▸ Source data:
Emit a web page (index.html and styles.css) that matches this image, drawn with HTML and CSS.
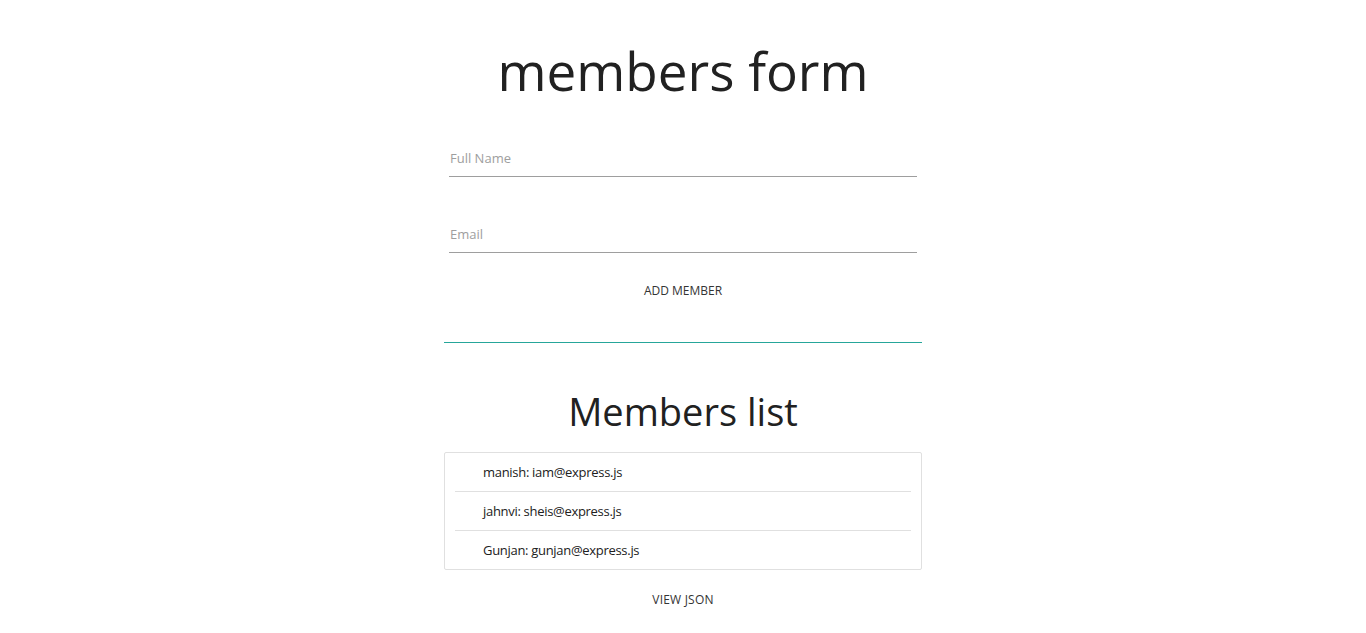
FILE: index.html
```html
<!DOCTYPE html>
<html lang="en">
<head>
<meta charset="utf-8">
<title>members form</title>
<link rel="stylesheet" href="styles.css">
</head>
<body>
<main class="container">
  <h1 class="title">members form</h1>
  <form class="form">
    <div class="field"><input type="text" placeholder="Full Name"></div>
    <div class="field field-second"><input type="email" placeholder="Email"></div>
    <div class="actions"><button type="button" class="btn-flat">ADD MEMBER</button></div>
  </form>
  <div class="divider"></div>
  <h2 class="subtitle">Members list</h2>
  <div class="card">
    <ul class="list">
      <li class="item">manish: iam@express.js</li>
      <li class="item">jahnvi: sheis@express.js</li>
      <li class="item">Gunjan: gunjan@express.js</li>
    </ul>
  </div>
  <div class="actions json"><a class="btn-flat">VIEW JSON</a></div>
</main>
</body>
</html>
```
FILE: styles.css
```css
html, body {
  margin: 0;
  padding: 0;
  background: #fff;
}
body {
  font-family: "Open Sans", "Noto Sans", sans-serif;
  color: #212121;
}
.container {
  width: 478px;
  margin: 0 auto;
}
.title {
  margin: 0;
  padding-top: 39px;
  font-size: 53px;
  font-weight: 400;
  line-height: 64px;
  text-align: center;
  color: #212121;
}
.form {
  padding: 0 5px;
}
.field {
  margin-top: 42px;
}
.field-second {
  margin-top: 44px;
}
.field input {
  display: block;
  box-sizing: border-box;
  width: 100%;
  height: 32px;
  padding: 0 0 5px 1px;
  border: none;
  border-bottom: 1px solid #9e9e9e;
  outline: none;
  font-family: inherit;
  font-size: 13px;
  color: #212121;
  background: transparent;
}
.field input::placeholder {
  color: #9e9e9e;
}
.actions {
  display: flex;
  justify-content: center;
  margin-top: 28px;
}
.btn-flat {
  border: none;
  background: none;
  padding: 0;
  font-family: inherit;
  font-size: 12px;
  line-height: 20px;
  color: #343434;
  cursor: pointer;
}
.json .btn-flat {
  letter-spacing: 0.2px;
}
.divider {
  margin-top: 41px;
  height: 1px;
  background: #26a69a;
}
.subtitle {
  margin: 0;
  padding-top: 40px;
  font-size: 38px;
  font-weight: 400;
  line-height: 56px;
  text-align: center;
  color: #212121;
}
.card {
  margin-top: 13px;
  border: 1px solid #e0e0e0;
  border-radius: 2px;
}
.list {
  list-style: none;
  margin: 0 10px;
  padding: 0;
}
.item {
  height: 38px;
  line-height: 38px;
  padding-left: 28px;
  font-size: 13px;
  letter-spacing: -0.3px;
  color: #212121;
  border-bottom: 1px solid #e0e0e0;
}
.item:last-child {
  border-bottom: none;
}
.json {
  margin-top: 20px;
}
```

▸ Exercise: Retype the whole listing, keeping every line identical and omitting all pictures.

▸ Written response:
Emit a web page (index.html and styles.css) that matches this image, drawn with HTML and CSS.
FILE: index.html
```html
<!DOCTYPE html>
<html lang="en">
<head>
<meta charset="utf-8">
<title>members form</title>
<link rel="stylesheet" href="styles.css">
</head>
<body>
<main class="container">
  <h1 class="title">members form</h1>
  <form class="form">
    <div class="field"><input type="text" placeholder="Full Name"></div>
    <div class="field field-second"><input type="email" placeholder="Email"></div>
    <div class="actions"><button type="button" class="btn-flat">ADD MEMBER</button></div>
  </form>
  <div class="divider"></div>
  <h2 class="subtitle">Members list</h2>
  <div class="card">
    <ul class="list">
      <li class="item">manish: iam@express.js</li>
      <li class="item">jahnvi: sheis@express.js</li>
      <li class="item">Gunjan: gunjan@express.js</li>
    </ul>
  </div>
  <div class="actions json"><a class="btn-flat">VIEW JSON</a></div>
</main>
</body>
</html>
```
FILE: styles.css
```css
html, body {
  margin: 0;
  padding: 0;
  background: #fff;
}
body {
  font-family: "Open Sans", "Noto Sans", sans-serif;
  color: #212121;
}
.container {
  width: 478px;
  margin: 0 auto;
}
.title {
  margin: 0;
  padding-top: 39px;
  font-size: 53px;
  font-weight: 400;
  line-height: 64px;
  text-align: center;
  color: #212121;
}
.form {
  padding: 0 5px;
}
.field {
  margin-top: 42px;
}
.field-second {
  margin-top: 44px;
}
.field input {
  display: block;
  box-sizing: border-box;
  width: 100%;
  height: 32px;
  padding: 0 0 5px 1px;
  border: none;
  border-bottom: 1px solid #9e9e9e;
  outline: none;
  font-family: inherit;
  font-size: 13px;
  color: #212121;
  background: transparent;
}
.field input::placeholder {
  color: #9e9e9e;
}
.actions {
  display: flex;
  justify-content: center;
  margin-top: 28px;
}
.btn-flat {
  border: none;
  background: none;
  padding: 0;
  font-family: inherit;
  font-size: 12px;
  line-height: 20px;
  color: #343434;
  cursor: pointer;
}
.json .btn-flat {
  letter-spacing: 0.2px;
}
.divider {
  margin-top: 41px;
  height: 1px;
  background: #26a69a;
}
.subtitle {
  margin: 0;
  padding-top: 40px;
  font-size: 38px;
  font-weight: 400;
  line-height: 56px;
  text-align: center;
  color: #212121;
}
.card {
  margin-top: 13px;
  border: 1px solid #e0e0e0;
  border-radius: 2px;
}
.list {
  list-style: none;
  margin: 0 10px;
  padding: 0;
}
.item {
  height: 38px;
  line-height: 38px;
  padding-left: 28px;
  font-size: 13px;
  letter-spacing: -0.3px;
  color: #212121;
  border-bottom: 1px solid #e0e0e0;
}
.item:last-child {
  border-bottom: none;
}
.json {
  margin-top: 20px;
}
```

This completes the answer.